Blogger Barış Şeker said...

Great suggestions, thanks

8:43 AM  
Blogger alex said...

Thanks for posting this.

This only works if you have Apache setup on your local machine though, right?

Or can you open up a file and browse to it locally (e.g. file:///)?

11:00 AM  
Blogger Chris Double said...

Yes, you need a webserver like apache set up on the local machine. I don't know of a way to use a local file unfortunately.

12:34 PM  
Blogger ceme said...

This works in kind of a crippled way. Some FBML tags are not processing correctly(e.g. no thumbs are rendered).
Quote from the FB forum:
"FBML is parsed by Facebook's server when it loads your page before sending it to the browser, not by your browser with some magic extensions.
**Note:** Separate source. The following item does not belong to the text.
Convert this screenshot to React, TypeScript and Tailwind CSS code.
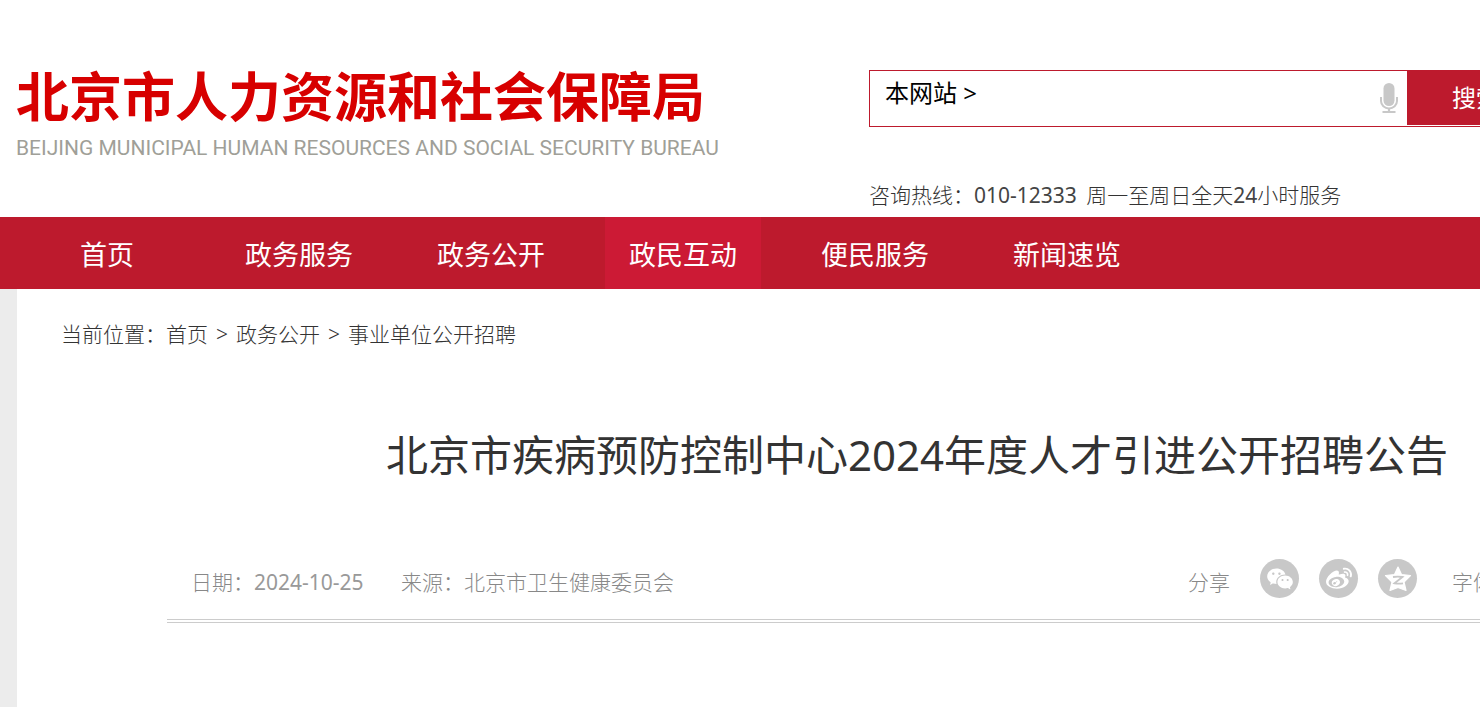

For this reason, you can't use FBML when using localhost to develop your app, as it has to go through FB's servers." via @dosxuk http://bit.ly/8ktnS0
and some of the JS API calls are not working(e.g. FB.Connect.blah()) so I can't evoke modal dialogs like posting status or extending permissions. I am pointing to a local Tomcat server with a port # (i.e. Connect URL), so my FB dev app is set up with a specific ip:port#/path. I can then do some processing like reload my original calling URL after FB does the authorization and browser redirect. It is really not a great representation of how it will work LIVE, but at least I get partial functionality. Thanks for the tip though, it was pretty helpful.

1:53 PM  
Blogger Peter Charron said...

There's a lot of chatter on the Web about testing on localhost, all very different.

I'm building a Grails app and trying to test on my mac.I'm not sure how to configure my sandbox app in facebook, where in my grails app to put the xd_receiver.htm file and what should be in my Fbinit statement.. HELP!

The original post says "callback URL" should be set but user CEME says "connect URL" . Which is it?